Pemateri ketiga yaitu Eko Pamuji mengulas tema Budaya Digital yang berjudul “Radikalisme dan Wawasan Kebangsaan”. Radikalisme, menurut KBBI, adalah paham atau aliran yang menginginkan perubahan atau pembaharuan sosial dan politik dengan cara kekerasan atau drastis. Eko menjelaskan bahwa istilah radikalisme di Indonesia diperuntukkan bagi mereka yang ingin mengubah Pancasila dan UUD 1945 dengan sistem lain serta mereka yang memiliki sikap dan nilai-nilai anti-demokrasi. “Radikalisme memang sering terjadi dan umumnya menyerang jalur pendidikan, sehingga diperlukan wawasan kebangsaan yaitu kesadaran bahwa kita ini adalah warga negara Indonesia.
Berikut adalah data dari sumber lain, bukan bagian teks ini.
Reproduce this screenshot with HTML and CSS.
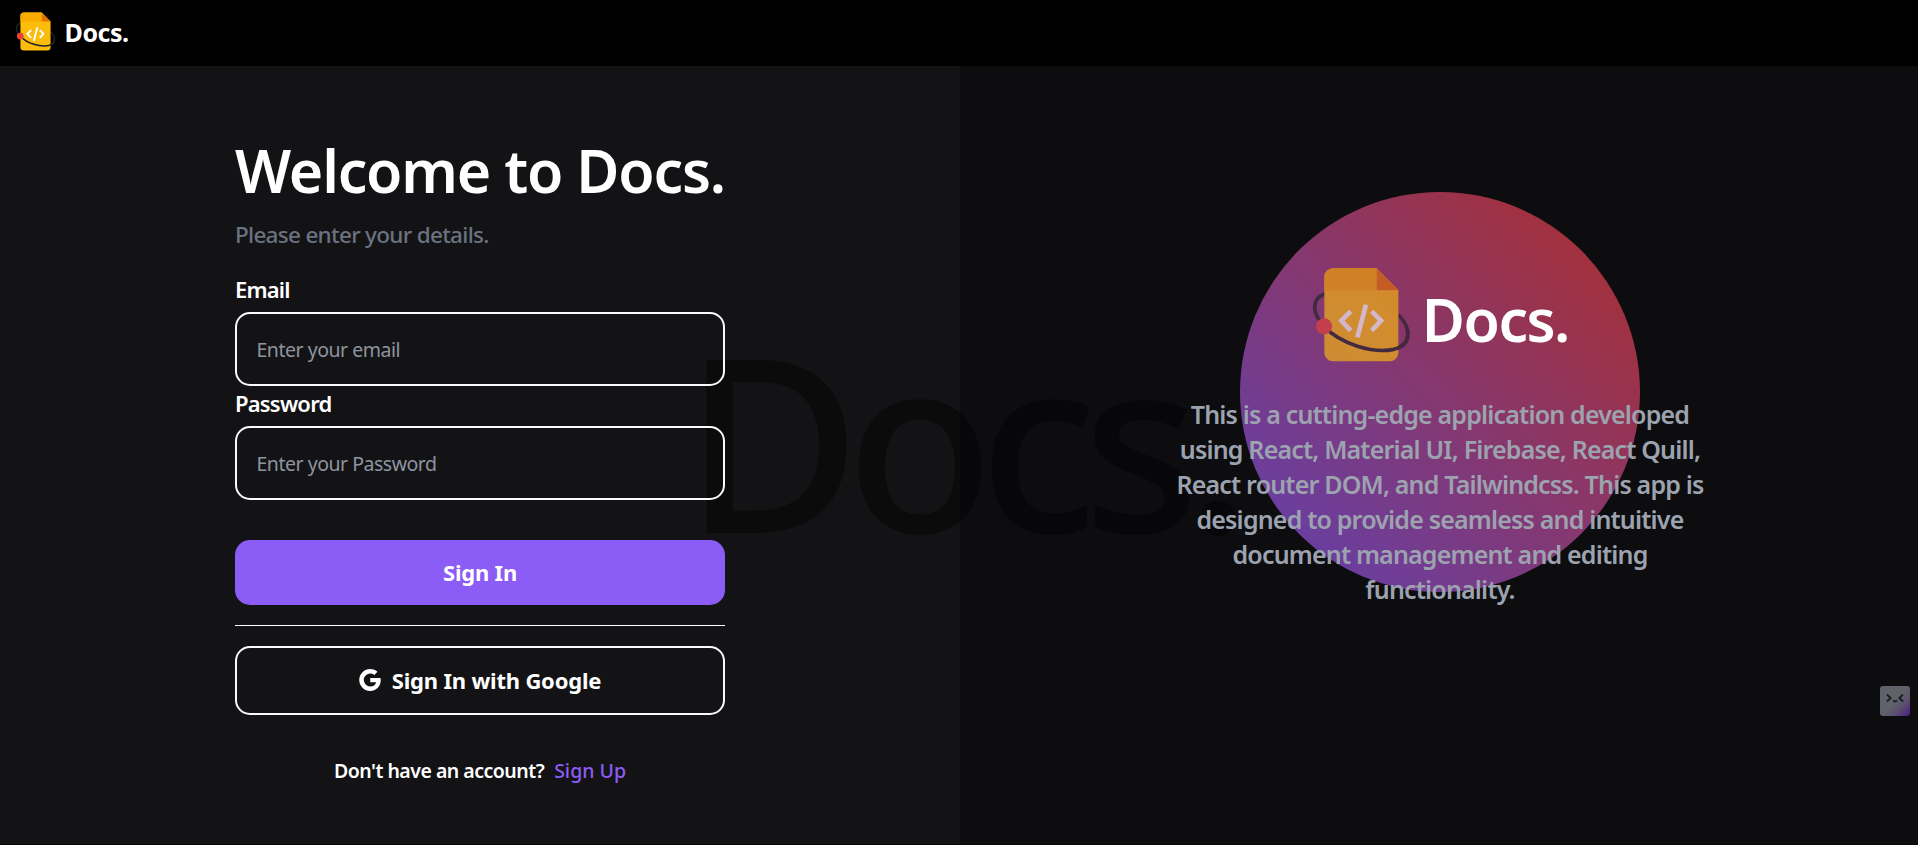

Wawasan kebangsaan penting dimiliki oleh generasi muda guna menjaga keutuhan NKRI,” tutur Eko.

 

Aly Hasny menutup sesi pemaparan dengan materi berjudul “Keamanan dan Pertahanan Siber”. Aly menekankan bahwa penggunaan aplikasi atau perangkat yang tepat dan terpercaya amat penting. Tujuannya, agar data pribadi yang kita berikan tersimpan dengan aman dan tidak dieksploitasi secara negatif oleh pihak yang tidak bertanggung jawab. “Selain itu, perlindungan data pribadi di internet juga memerlukan upaya dari diri sendiri seperti tidak sembarangan memberi izin pada perangkat atau membuka tautan/lampiran yang tidak jelas,” pungkasnya.

 

Selanjutnya, moderator membuka sesi tanya jawab yang disambut meriah oleh para peserta. Selain bisa bertanya langsung kepada para narasumber, peserta juga berkesempatan memperoleh uang elektronik masing-masing senilai Rp100.000 bagi 10 penanya terpilih.

 

Salah seorang peserta, Fatih, bertanya tentang bagaimana cara generasi muda mengedukasi orang tua terkait penyaringan berita bohong. Menurut Zainal, salah satu caranya adalah dengan mencari artikel terpercaya yang menjelaskan informasi yang benar, baru kemudian diberikan kepada orang tua. “Tujuannya agar mereka menyadari bahwa informasi yang mereka terima belum tentu benar,” imbuh Zainal.